Formats and encodings are at different layers:

- Formats are container/file semantics (`image/svg+xml`, `application/warc`, `image/bmp`).
- Encodings are byte/value representations used within processing stages.

`qip` currently supports these encodings:

- `UTF-8` for text pipelines (`input_utf8_cap` / `output_utf8_cap`)
- `RGBA f32` for image filter tiles in `qip image` (`tile_rgba_f32_64x64`)

Why these two:

- UTF-8 is the default, broadly interoperable text encoding.

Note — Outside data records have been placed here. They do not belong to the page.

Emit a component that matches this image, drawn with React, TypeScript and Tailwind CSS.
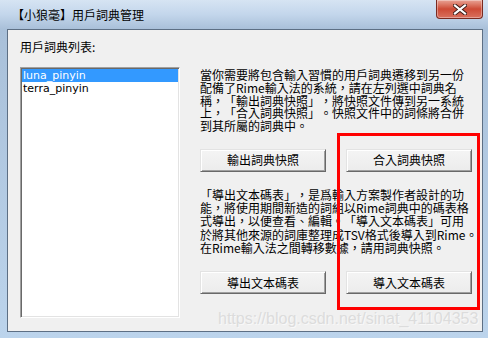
import React from "react";

const cjk = "font-['Noto_Sans_CJK_TC','Noto_Sans_CJK_SC',sans-serif] [text-spacing-trim:space-all]";

const DICTS = ["luna_pinyin", "terra_pinyin"];

function WinButton({ label }: { label: string }) {
  return (
    <button
      className={`w-[126px] h-[23px] border border-t-[#e3e3e3] border-l-[#e3e3e3] border-b-[#696969] border-r-[#696969] bg-gradient-to-b from-[#f4f4f4] to-[#ececec] shadow-[inset_1px_1px_0_#ffffff,inset_-1px_-1px_0_#a0a0a0] text-[12px] leading-[14px] text-black ${cjk}`}
    >
      {label}
    </button>
  );
}

function CloseButton() {
  return (
    <div className="mr-[5px] self-start w-[47px] h-[19px] rounded-b-[4px] border border-t-0 border-[#7a2a20] bg-gradient-to-b from-[#e8a294] via-[#cd4a35] to-[#d9705e] shadow-[inset_0_0_0_1px_rgba(255,255,255,0.35)] flex items-center justify-center">
      <svg width="14" height="11" viewBox="0 0 14 11">
        <path d="M2 1.5 L12 9.5 M12 1.5 L2 9.5" stroke="#3b1a16" strokeWidth="4" strokeLinecap="square" />
        <path d="M2 1.5 L12 9.5 M12 1.5 L2 9.5" stroke="#ffffff" strokeWidth="2.2" strokeLinecap="square" />
      </svg>
    </div>
  );
}

export default function App() {
  return (
    <div className="relative w-[488px] h-[338px] overflow-hidden flex flex-col bg-[#b9d1ea]">
      {/* title bar */}
      <div className="h-[29px] flex items-center justify-between bg-gradient-to-b from-[#d6e4f3] via-[#c3d6eb] to-[#a9c0d9]">
        <span className={`pl-[12px] text-[12px] leading-[14px] text-black ${cjk}`}>
          【小狼毫】用戶詞典管理
        </span>
        <CloseButton />
      </div>

      {/* frame + client */}
      <div className="flex-1 flex pl-[7px] pr-[5px] pb-[6px] bg-gradient-to-b from-[#a9c0d9] to-[#bcd4ec]">
        <div className={`flex-1 flex border border-[#5d6f84] bg-[#f0f0f0] pt-[10px] pl-[12px] text-black ${cjk}`}>
          {/* left column */}
          <div className="w-[160px] flex flex-col">
            <div className="h-[14px] text-[12px] leading-[14px]">用戶詞典列表:</div>
            <div className="mt-[13px] h-[251px] border border-t-[#a0a0a0] border-l-[#a0a0a0] border-b-[#ffffff] border-r-[#ffffff] shadow-[inset_1px_1px_0_#696969,inset_-1px_-1px_0_#e3e3e3] bg-white p-[1px]">
              {DICTS.map((d, i) => (
                <div
                  key={d}
                  className={`h-[13px] pl-[1px] text-[11px] leading-[13px] font-['DejaVu_Sans',sans-serif] ${
                    i === 0 ? "bg-[#3399ff] text-white" : "text-black"
                  }`}
                >
                  {d}
                </div>
              ))}
            </div>
          </div>

          {/* right column */}
          <div className="ml-[20px] w-[272px] pt-[29px] flex flex-col">
            <p className="text-[12px] leading-[12.75px] whitespace-nowrap">
              當你需要將包含輸入習慣的用戶詞典遷移到另一份
              <br />
              配備了Rime輸入法的系統，請在左列選中詞典名
              <br />
              稱，「輸出詞典快照」，將快照文件傳到另一系統
              <br />
              上，「合入詞典快照」。快照文件中的詞條將合併
              <br />
              到其所屬的詞典中。
            </p>
            <div className="mt-[16px] flex gap-[20px]">
              <WinButton label="輸出詞典快照" />
              <WinButton label="合入詞典快照" />
            </div>
            <p className="mt-[16px] text-[12px] leading-[13.3px] whitespace-nowrap">
              「導出文本碼表」，是爲輸入方案製作者設計的功
              <br />
              能，將使用期間新造的詞組以Rime詞典中的碼表格
              <br />
              式導出，以便查看、編輯。「導入文本碼表」可用
              <br />
              於將其他來源的詞庫整理成TSV格式後導入到Rime。
              <br />
              在Rime輸入法之間轉移數據，請用詞典快照。
            </p>
            <div className="mt-[17px] flex gap-[20px]">
              <WinButton label="導出文本碼表" />
              <WinButton label="導入文本碼表" />
            </div>
          </div>
        </div>
      </div>

      {/* annotation overlay */}
      <div className="absolute left-[337px] top-[133px] w-[143px] h-[177px] border-[3px] border-[#ff0000]" />
      <div className="absolute left-[218px] top-[310px] text-[16px] leading-[18px] font-['Liberation_Sans',sans-serif] text-[#dcdcdc] [text-shadow:1px_1px_0_#f8f8f8]">
        https://blog.csdn.net/sinat_41104353
      </div>
    </div>
  );
}
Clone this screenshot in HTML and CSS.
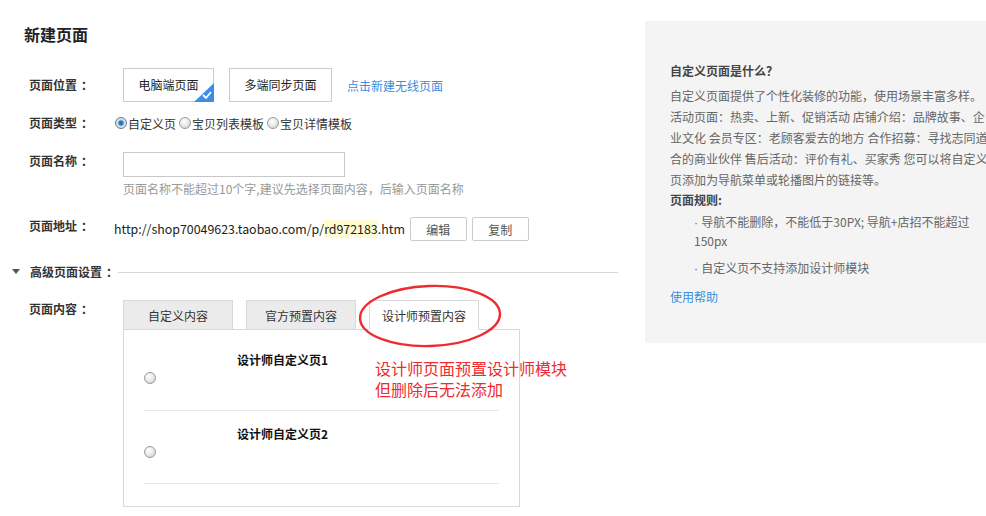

It is much easier to process than alternatives like UTF-16.
- RGBA float32 preserves precision during chained image transforms and maps cleanly to GPU/shader-style workflows.

## Quick Decision Guide

If you need:

- One file that represents many files: use `application/x-tar`
- A snapshot of routed web output: use `application/warc`
- Vector graphics interchange: use `image/svg+xml`
- Simple raster interchange between modules: use `image/bmp`
- General text transforms: use `UTF-8` modules in `modules/utf8/`
- Image filter pipelines: use `RGBA f32` via `qip image`

## When not to use these defaults

- Use richer app-specific formats only when their extra semantics are required.
- Keep module boundaries on simple formats, then adapt at ingress/egress.
- Use PNG/JPEG/WebP at system edges where compression is the priority.